Proposals for a new outside agency to run the Leaving and Junior Cert exams are being finalised within the Department of Education. The Department hopes that the proposals will be considered by the Cabinet before the summer break.
The establishment of a new exams authority - separate from the Department of Education - would bring the Republic into line with other countries, including Scotland, Australia and New Zealand.
The establishment of a new exams board was recommended last year by Mr Sean Cromien, a former secretary-general of the Department of Finance, in an internal review of the Department of Education.
The Cromien Report praised the dedication of Department staff, but found that too much of their energy was focused on day-to-day issues.

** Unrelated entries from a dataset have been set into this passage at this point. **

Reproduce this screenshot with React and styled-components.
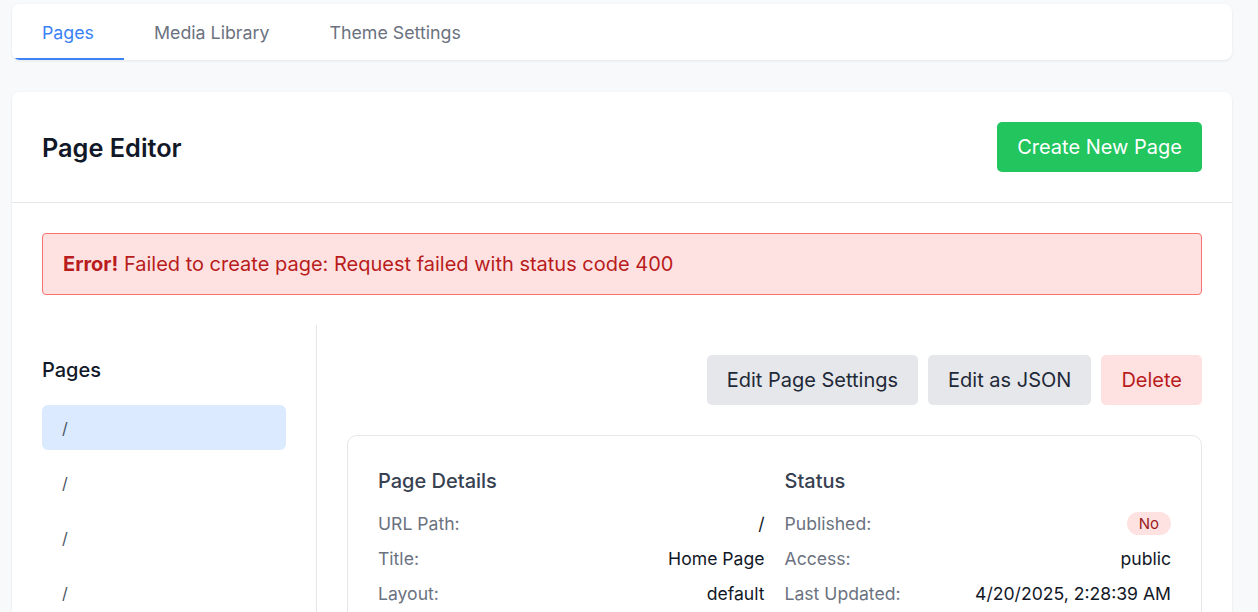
import React from 'react';
import styled, { createGlobalStyle } from 'styled-components';

const GlobalStyle = createGlobalStyle`
  * { box-sizing: border-box; }
  body {
    margin: 0;
    background-color: #f8f9fb;
    font-family: Inter, "Noto Sans", sans-serif;
    color: #111827;
  }
`;

const Page = styled.div`
  padding: 4px 26px 0 12px;
  display: flex;
  flex-direction: column;
  gap: 32px;
`;

const TabBar = styled.nav`
  display: flex;
  height: 56px;
  background-color: #ffffff;
  border-radius: 8px;
  box-shadow: 0 1px 3px rgba(0, 0, 0, 0.08);
  overflow: hidden;
`;

const Tab = styled.button`
  border: none;
  background: none;
  padding: 0 30px;
  font-family: inherit;
  font-size: 17.8px;
  color: ${(p) => (p.$active ? '#3b82f6' : '#6b7280')};
  border-bottom: 2px solid ${(p) => (p.$active ? '#3b82f6' : 'transparent')};
  border-top: 2px solid transparent;
  cursor: pointer;
`;

const Card = styled.section`
  background-color: #ffffff;
  border-radius: 8px;
  box-shadow: 0 1px 3px rgba(0, 0, 0, 0.08);
  min-height: 560px;
`;

const Header = styled.header`
  display: flex;
  align-items: center;
  justify-content: space-between;
  padding: 30px;
  border-bottom: 1px solid #e5e7eb;
`;

const Title = styled.h1`
  margin: 0;
  font-size: 25.3px;
  font-weight: 600;
  color: #111827;
`;

const Button = styled.button`
  height: 50px;
  padding: 0 20px;
  border: none;
  border-radius: 5px;
  font-family: inherit;
  font-size: 20px;
  cursor: pointer;
  background-color: ${(p) =>
    p.$variant === 'success' ? '#22c55e' : p.$variant === 'danger' ? '#fee2e2' : '#e5e7eb'};
  color: ${(p) =>
    p.$variant === 'success' ? '#ffffff' : p.$variant === 'danger' ? '#b91c1c' : '#1f2937'};
`;

const Body = styled.div`
  padding: 30px 30px 0;
  display: flex;
  flex-direction: column;
  gap: 30px;
`;

const Alert = styled.div`
  padding: 15px 20px;
  background-color: #fee2e2;
  border: 1px solid #f87171;
  border-radius: 4px;
  color: #b91c1c;
  font-size: 20px;
  line-height: 30px;

  strong {
    font-weight: 700;
  }
`;

const Columns = styled.div`
  display: flex;
`;

const Sidebar = styled.aside`
  width: 275px;
  flex-shrink: 0;
  padding: 30px 30px 0 0;
  border-right: 1px solid #e5e7eb;
  min-height: 300px;
`;

const SideTitle = styled.h2`
  margin: 0 0 20px;
  font-size: 20px;
  font-weight: 500;
  line-height: 30px;
  color: #111827;
`;

const PageList = styled.ul`
  list-style: none;
  margin: 0;
  padding: 0;
  display: flex;
  flex-direction: column;
  gap: 10px;
`;

const PageItem = styled.li`
  height: 45px;
  display: flex;
  align-items: center;
  padding: 0 20px;
  border-radius: 6px;
  font-size: 16px;
  color: #4b5563;
  background-color: ${(p) => (p.$active ? '#dbeafe' : 'transparent')};
`;

const Main = styled.div`
  flex: 1;
  padding: 30px 0 0 30px;
  display: flex;
  flex-direction: column;
  gap: 30px;
`;

const Actions = styled.div`
  display: flex;
  justify-content: flex-end;
  gap: 10px;
`;

const DetailCard = styled.div`
  border: 1px solid #e5e7eb;
  border-radius: 10px;
  padding: 30px;
  display: grid;
  grid-template-columns: 1fr 1fr;
  gap: 20px;
`;

const SectionTitle = styled.h3`
  margin: 0 0 10px;
  font-size: 20px;
  font-weight: 500;
  line-height: 30px;
  color: #374151;
`;

const Row = styled.div`
  display: flex;
  justify-content: space-between;
  align-items: center;
  height: 35px;
  font-size: 17.6px;
`;

const Label = styled.span`
  color: #6b7280;
`;

const Value = styled.span`
  color: #111827;
`;

const Badge = styled.span`
  padding: 2px 12px;
  border-radius: 999px;
  background-color: #fee2e2;
  color: #991b1b;
  font-size: 15px;
  line-height: 19px;
`;

const tabs = ['Pages', 'Media Library', 'Theme Settings'];

const App = () => {
  return (
    <>
      <GlobalStyle />
      <Page>
        <TabBar>
          {tabs.map((t, i) => (
            <Tab key={t} $active={i === 0}>
              {t}
            </Tab>
          ))}
        </TabBar>
        <Card>
          <Header>
            <Title>Page Editor</Title>
            <Button $variant="success">Create New Page</Button>
          </Header>
          <Body>
            <Alert>
              <strong>Error!</strong> Failed to create page: Request failed with status code 400
            </Alert>
            <Columns>
              <Sidebar>
                <SideTitle>Pages</SideTitle>
                <PageList>
                  <PageItem $active>/</PageItem>
                  <PageItem>/</PageItem>
                  <PageItem>/</PageItem>
                  <PageItem>/</PageItem>
                </PageList>
              </Sidebar>
              <Main>
                <Actions>
                  <Button>Edit Page Settings</Button>
                  <Button>Edit as JSON</Button>
                  <Button $variant="danger">Delete</Button>
                </Actions>
                <DetailCard>
                  <div>
                    <SectionTitle>Page Details</SectionTitle>
                    <Row><Label>URL Path:</Label><Value>/</Value></Row>
                    <Row><Label>Title:</Label><Value>Home Page</Value></Row>
                    <Row><Label>Layout:</Label><Value>default</Value></Row>
                  </div>
                  <div>
                    <SectionTitle>Status</SectionTitle>
                    <Row><Label>Published:</Label><Badge>No</Badge></Row>
                    <Row><Label>Access:</Label><Value>public</Value></Row>
                    <Row><Label>Last Updated:</Label><Value>4/20/2025, 2:28:39 AM</Value></Row>
                  </div>
                </DetailCard>
              </Main>
            </Columns>
          </Body>
        </Card>
      </Page>
    </>
  );
};

export default App;
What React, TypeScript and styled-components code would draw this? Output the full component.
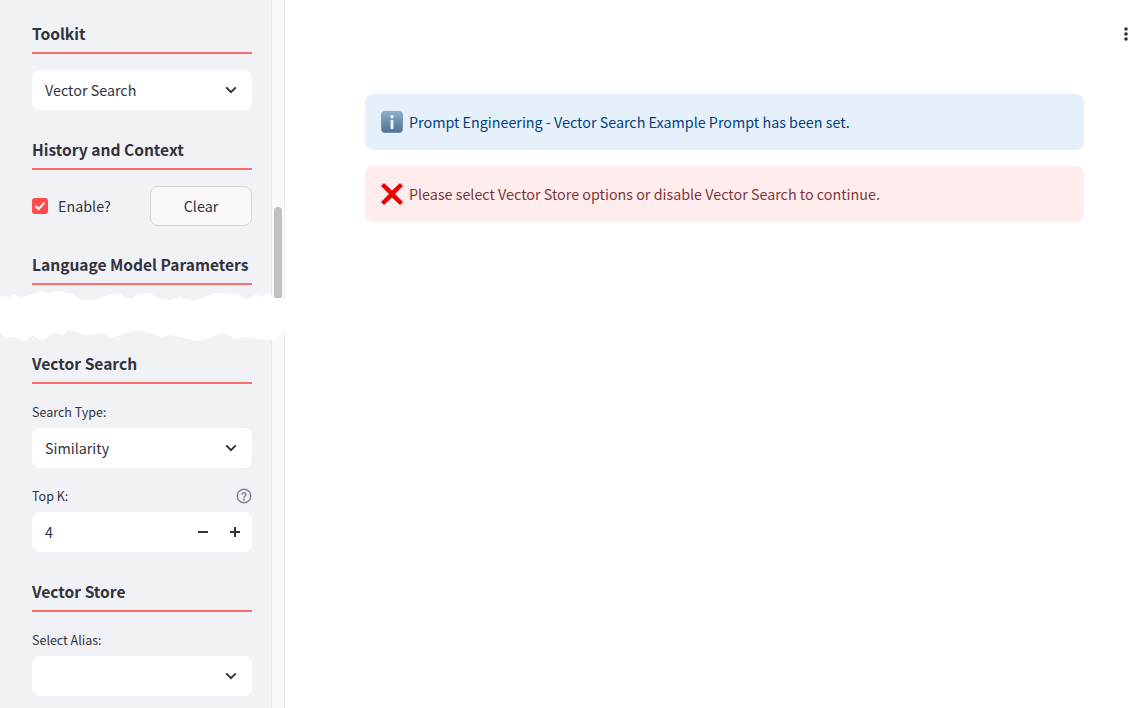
import React from "react";
import styled, { createGlobalStyle } from "styled-components";

const Global = createGlobalStyle`
  html, body { margin: 0; padding: 0; background: #fff; }
  body { font-family: "Noto Sans CJK SC", "Noto Sans", sans-serif; color: #31333f; }
  * { box-sizing: border-box; }
`;

const Page = styled.div`
  display: flex;
  width: 100%;
  height: 708px;
  overflow: hidden;
  position: relative;
`;

const Sidebar = styled.aside`
  display: flex;
  flex: 0 0 285px;
  height: 100%;
`;

const SidebarBody = styled.div`
  flex: 0 0 271px;
  min-width: 0;
  background: #f0f2f6;
  padding: 22px 19px 0 32px;
`;

const ScrollTrack = styled.div`
  flex: 0 0 14px;
  background: #fafafa;
  border-left: 1px solid #e8e8e8;
  border-right: 1px solid #ececec;
  padding: 207px 0 0 2px;
`;

const ScrollThumb = styled.div`
  width: 8px;
  height: 92px;
  border-radius: 4px;
  background: #c1c1c1;
`;

const Section = styled.section<{ $gap?: number }>`
  margin-top: ${(p) => p.$gap ?? 28}px;
  &:first-child { margin-top: 0; }
`;

const Heading = styled.h3`
  margin: 0;
  height: 30px;
  padding-bottom: 7px;
  font-size: 15.55px;
  line-height: 23px;
  font-weight: 600;
  color: #31333f;
  white-space: nowrap;
`;

const Rule = styled.div`
  height: 2px;
  background: #ff6c6c;
`;

const SectionBody = styled.div`
  margin-top: 16px;
`;

const Field = styled.div`
  margin-top: 18px;
`;

const LabelRow = styled.div`
  display: flex;
  justify-content: space-between;
  align-items: center;
  height: 20px;
  margin-bottom: 6px;
  font-size: 12.5px;
  line-height: 20px;
`;

const Control = styled.div`
  display: flex;
  align-items: center;
  justify-content: space-between;
  height: 40px;
  padding: 0 15px 0 13px;
  background: #fff;
  border-radius: 8px;
  font-size: 14.32px;
`;

const ControlText = styled.span`
  line-height: 20px;
`;

const NumberControl = styled(Control)`
  padding-right: 1px;
`;

const Steppers = styled.div`
  display: flex;
`;

const Stepper = styled.button`
  display: flex;
  align-items: center;
  justify-content: center;
  width: 32px;
  height: 38px;
  padding: 0;
  border: 0;
  background: transparent;
  color: #31333f;
`;

const CheckRow = styled.div`
  display: flex;
  align-items: center;
  justify-content: space-between;
`;

const CheckLabel = styled.label`
  display: flex;
  align-items: center;
  gap: 10px;
  font-size: 14.32px;
`;

const CheckText = styled.span`
  line-height: 20px;
`;

const CheckBox = styled.span`
  display: flex;
  align-items: center;
  justify-content: center;
  width: 16px;
  height: 16px;
  border-radius: 3px;
  background: #ff4b4b;
`;

const ClearButton = styled.button`
  width: 102px;
  height: 40px;
  padding: 0 0 1px;
  border: 1px solid #d5d6da;
  border-radius: 8px;
  background: #f9f9fb;
  color: #31333f;
  font: inherit;
  font-size: 14.32px;
`;

const Tear = styled.svg`
  position: absolute;
  left: 0;
  top: 285px;
  width: 290px;
  height: 60px;
`;

const Main = styled.main`
  flex: 1;
  min-width: 0;
  padding-right: 63px;
  padding-left: 80px;
`;

const Toolbar = styled.div`
  display: flex;
  justify-content: flex-end;
  height: 94px;
  padding-top: 24px;
  margin-right: -50px;
`;

const Alert = styled.div<{ $kind: "info" | "error" }>`
  display: flex;
  align-items: center;
  gap: 6px;
  height: 56px;
  margin-bottom: 16px;
  padding: 0 16px;
  border-radius: 8px;
  font-size: 14.32px;
  background: ${(p) => (p.$kind === "info" ? "#e6f0fb" : "#ffeded")};
  color: ${(p) => (p.$kind === "info" ? "#004280" : "#7d353b")};
`;

const AlertText = styled.span`
  line-height: 20px;
`;

const Chevron = () => (
  <svg width="12" height="8" viewBox="0 0 12 8" fill="none">
    <path d="M1.2 1.4 6 6.2l4.8-4.8" stroke="#31333f" strokeWidth="2" />
  </svg>
);

const Select = ({ value }: { value?: string }) => (
  <Control>
    <ControlText>{value}</ControlText>
    <Chevron />
  </Control>
);

const HelpIcon = () => (
  <svg width="16" height="16" viewBox="0 0 16 16" fill="none" stroke="#808495" strokeWidth="1.4">
    <circle cx="8" cy="8" r="6.8" />
    <path d="M5.9 6.2a2.1 2.1 0 0 1 4.1.5c0 1.3-2 1.6-2 2.8" strokeLinecap="round" />
    <circle cx="8" cy="11.6" r=".4" fill="#808495" />
  </svg>
);

const InfoIcon = () => (
  <svg width="22" height="22" viewBox="0 0 22 22">
    <defs>
      <linearGradient id="infoFill" x1="0" y1="0" x2="0" y2="1">
        <stop offset="0" stopColor="#8fb0cc" />
        <stop offset="0.5" stopColor="#6b8fb0" />
        <stop offset="1" stopColor="#4f7192" />
      </linearGradient>
    </defs>
    <rect x="0.3" y="0.3" width="21.4" height="21.4" rx="4" fill="url(#infoFill)" stroke="#6f8aa3" strokeWidth=".6" />
    <rect x="9.6" y="9" width="2.8" height="9" fill="#eef3f8" />
    <circle cx="11" cy="5.8" r="1.7" fill="#eef3f8" />
  </svg>
);

const CrossIcon = () => (
  <svg width="22" height="22" viewBox="0 0 22 22">
    <path d="M3 0 11 7.6 19 0l3 3-8 8 8 8-3 3-8-7.6L3 22l-3-3 8-8-8-8z" fill="#ee0000" />
  </svg>
);

const tearTop = [
  [0, 296], [10, 297], [15, 294], [20, 298], [30, 295], [40, 291], [48, 293], [58, 291], [72, 294], [82, 300],
  [97, 300], [100, 298], [113, 294], [120, 294], [125, 298], [133, 298], [138, 294], [150, 293], [157, 298],
  [170, 300], [180, 297], [192, 301], [203, 298], [213, 293], [237, 294], [247, 300], [257, 294], [263, 297],
  [268, 293], [275, 298], [290, 298],
];
const tearBottom = [
  [290, 332], [283, 332], [270, 340], [257, 339], [247, 337], [235, 339], [228, 335], [222, 333], [210, 338],
  [197, 341], [180, 337], [170, 335], [160, 337], [150, 333], [140, 330], [127, 332], [113, 338], [107, 335],
  [100, 333], [93, 335], [83, 335], [78, 332], [68, 330], [62, 335], [53, 332], [47, 338], [42, 341], [32, 335],
  [27, 340], [22, 341], [17, 337], [5, 338], [0, 332],
];
const tearPoints = [...tearTop, ...tearBottom].map(([x, y]) => `${x},${y - 285}`).join(" ");

export default function App() {
  return (
    <Page>
      <Global />
      <Sidebar>
        <SidebarBody>
          <Section>
            <Heading>Toolkit</Heading>
            <Rule />
            <SectionBody>
              <Select value="Vector Search" />
            </SectionBody>
          </Section>
          <Section>
            <Heading>History and Context</Heading>
            <Rule />
            <SectionBody>
              <CheckRow>
                <CheckLabel>
                  <CheckBox>
                    <svg width="12" height="10" viewBox="0 0 12 10" fill="none">
                      <path d="M1.5 5 4.6 8 10.5 1.8" stroke="#fff" strokeWidth="2" />
                    </svg>
                  </CheckBox>
                  <CheckText>Enable?</CheckText>
                </CheckLabel>
                <ClearButton>Clear</ClearButton>
              </CheckRow>
            </SectionBody>
          </Section>
          <Section $gap={27}>
            <Heading>Language Model Parameters</Heading>
            <Rule />
          </Section>
          <Section $gap={67}>
            <Heading>Vector Search</Heading>
            <Rule />
            <Field>
              <LabelRow>Search Type:</LabelRow>
              <Select value="Similarity" />
            </Field>
            <Field>
              <LabelRow>
                Top K:
                <HelpIcon />
              </LabelRow>
              <NumberControl>
                <ControlText>4</ControlText>
                <Steppers>
                  <Stepper aria-label="Decrease">
                    <svg width="10" height="2" viewBox="0 0 10 2"><rect width="10" height="2" fill="#31333f" /></svg>
                  </Stepper>
                  <Stepper aria-label="Increase">
                    <svg width="10" height="10" viewBox="0 0 10 10"><path d="M4 0h2v4h4v2H6v4H4V6H0V4h4z" fill="#31333f" /></svg>
                  </Stepper>
                </Steppers>
              </NumberControl>
            </Field>
          </Section>
          <Section>
            <Heading>Vector Store</Heading>
            <Rule />
            <Field>
              <LabelRow>Select Alias:</LabelRow>
              <Select />
            </Field>
          </Section>
        </SidebarBody>
        <ScrollTrack>
          <ScrollThumb />
        </ScrollTrack>
      </Sidebar>
      <Main>
        <Toolbar>
          <svg width="16" height="20" viewBox="0 0 16 20" fill="#31333f">
            <circle cx="8" cy="5" r="1.8" />
            <circle cx="8" cy="10" r="1.8" />
            <circle cx="8" cy="15" r="1.8" />
          </svg>
        </Toolbar>
        <Alert $kind="info">
          <InfoIcon />
          <AlertText>Prompt Engineering - Vector Search Example Prompt has been set.</AlertText>
        </Alert>
        <Alert $kind="error">
          <CrossIcon />
          <AlertText>Please select Vector Store options or disable Vector Search to continue.</AlertText>
        </Alert>
      </Main>
      <Tear viewBox="0 0 290 60" aria-hidden="true">
        <polygon points={tearPoints} fill="#fff" />
      </Tear>
    </Page>
  );
}
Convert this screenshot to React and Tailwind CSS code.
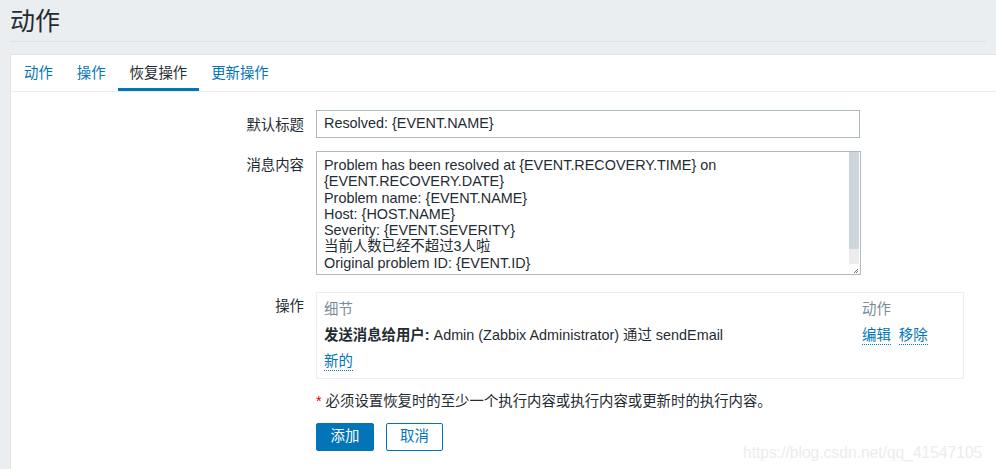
const font = "font-['Liberation_Sans','Noto_Sans_CJK_SC',sans-serif]"

const lines = [
  'Problem has been resolved at {EVENT.RECOVERY.TIME} on',
  '{EVENT.RECOVERY.DATE}',
  'Problem name: {EVENT.NAME}',
  'Host: {HOST.NAME}',
  'Severity: {EVENT.SEVERITY}',
  '当前人数已经不超过3人啦',
  'Original problem ID: {EVENT.ID}',
]

function Tab({ label, active }) {
  return (
    <div
      className={
        'h-[36px] pt-[5px] px-[12px] flex items-center border-b-[3px] ' +
        (active ? 'border-[#0275b8] text-[#1f2c33]' : 'border-transparent text-[#0275b8]')
      }
    >
      {label}
    </div>
  )
}

function Row({ label, children, labelClass = '' }) {
  return (
    <div className="flex">
      <div className={'w-[305px] shrink-0 pr-[12px] text-right text-[#1f2c33] ' + labelClass}>{label}</div>
      <div className="flex-1">{children}</div>
    </div>
  )
}

function DotLink({ children }) {
  return <span className="text-[#0275b8] border-b border-dotted border-[#0275b8] leading-[17px]">{children}</span>
}

export default function App() {
  return (
    <div className={`${font} relative w-[996px] h-[469px] overflow-hidden bg-[#ebeef1] text-[14.4px] text-[#1f2c33]`}>
      <div className="mx-[10px] h-[42px] border-b border-[#dde2e6] flex items-center">
        <h1 className="text-[25px] leading-none text-[#1f2c33] mt-[1px]">动作</h1>
      </div>

      <div className="ml-[10px] mt-[12px] bg-white border-l border-t border-[#dfe4e7] h-[420px]">
        <div className="flex pl-[1px] border-b border-[#ebeef0]">
          <Tab label="动作" />
          <Tab label="操作" />
          <Tab label="恢复操作" active />
          <Tab label="更新操作" />
        </div>

        <div className="pt-[18px]">
          <Row label="默认标题" labelClass="pt-[5px]">
            <div className="w-[544px] h-[28px] border border-[#acbbc2] px-[7px] flex items-center">
              Resolved: {'{EVENT.NAME}'}
            </div>
          </Row>

          <div className="h-[13px]" />

          <Row label="消息内容" labelClass="pt-[4px]">
            <div className="w-[545px] h-[124px] border border-[#acbbc2] flex">
              <div className="flex-1 pl-[7px] pt-[5px] leading-[16.3px]">
                {lines.map((l) => (
                  <div key={l}>{l}</div>
                ))}
              </div>
              <div className="w-[10px] mr-[1px] flex flex-col">
                <div className="h-[97px] bg-[#cdd6dc]" />
                <div className="flex-1 bg-[#ececec]" />
                <div className="h-[10px] bg-white flex items-end justify-end">
                  <svg width="6" height="6" viewBox="0 0 6 6">
                    <path d="M5 1 L1 5 M5 3 L3 5" stroke="#777" strokeWidth="1" />
                  </svg>
                </div>
              </div>
            </div>
          </Row>

          <div className="h-[17px]" />

          <Row label="操作" labelClass="pt-[4px]">
            <div className="w-[648px] border border-[#ebeef0] px-[7px] pt-[4px] pb-[3px]">
              <div className="h-[26px] flex items-center text-[#768d99]">
                <div className="flex-1">细节</div>
                <div className="w-[94px]">动作</div>
              </div>
              <div className="h-[26px] flex items-center">
                <div className="flex-1">
                  <span className="font-bold">发送消息给用户:</span> Admin (Zabbix Administrator) 通过 sendEmail
                </div>
                <div className="w-[94px] flex gap-[8px]">
                  <DotLink>编辑</DotLink>
                  <DotLink>移除</DotLink>
                </div>
              </div>
              <div className="h-[26px] flex items-center">
                <DotLink>新的</DotLink>
              </div>
            </div>
          </Row>

          <div className="h-[14px]" />

          <Row label="">
            <div className="leading-[16px]">
              <span className="text-[#dc0000]">*</span> 必须设置恢复时的至少一个执行内容或执行内容或更新时的执行内容。
            </div>
            <div className="flex gap-[12px] mt-[14px]">
              <button className="w-[58px] h-[28px] rounded-[2px] bg-[#0275b8] text-white border border-[#0275b8]">
                添加
              </button>
              <button className="w-[57px] h-[28px] rounded-[2px] bg-white text-[#0275b8] border border-[#0275b8]">
                取消
              </button>
            </div>
          </Row>
        </div>
      </div>

      <div className="absolute left-[743px] top-[441px] text-[15.6px] text-[#ececec]">
        https://blog.csdn.net/qq_41547105
      </div>
    </div>
  )
}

The Department, he said, was overly-centralised, and should delegate some of its key functions to outside agencies.
Sources say the move to establish the exams board has nothing to do with the ASTI dispute by secondary teachers. There has already been some speculation that when the board is up and running, the role of teachers in supervising and correcting exams will be scaled down. But sources deny this.
There is a long tradition of using teachers to supervise and mark exams and this will be maintained, said one source.
However, the Government's hope is that the establishment of a new board will lessen the power of any one group to disrupt the exams. The board is expected to recruit both teaching and non-teaching staff to supervise and correct exams. Over 10,000 people responded to the Department's advertisement for exam supervisors earlier this year.
The Department had placed the advertisement as part of its contingency plan to hold the exams without ASTI.
The Department's exam procedures have been modernised since a controversy six years ago when part of a Leaving Cert Art examination was not considered by examiners. But since then, the Department has won widespread praise for its use of bar coding and electronic tagging of exam papers. The Department is also working on its overall response to the Cromien Report. But it is unlikely to adopt any new proposals until there is full agreement with the various trade unions.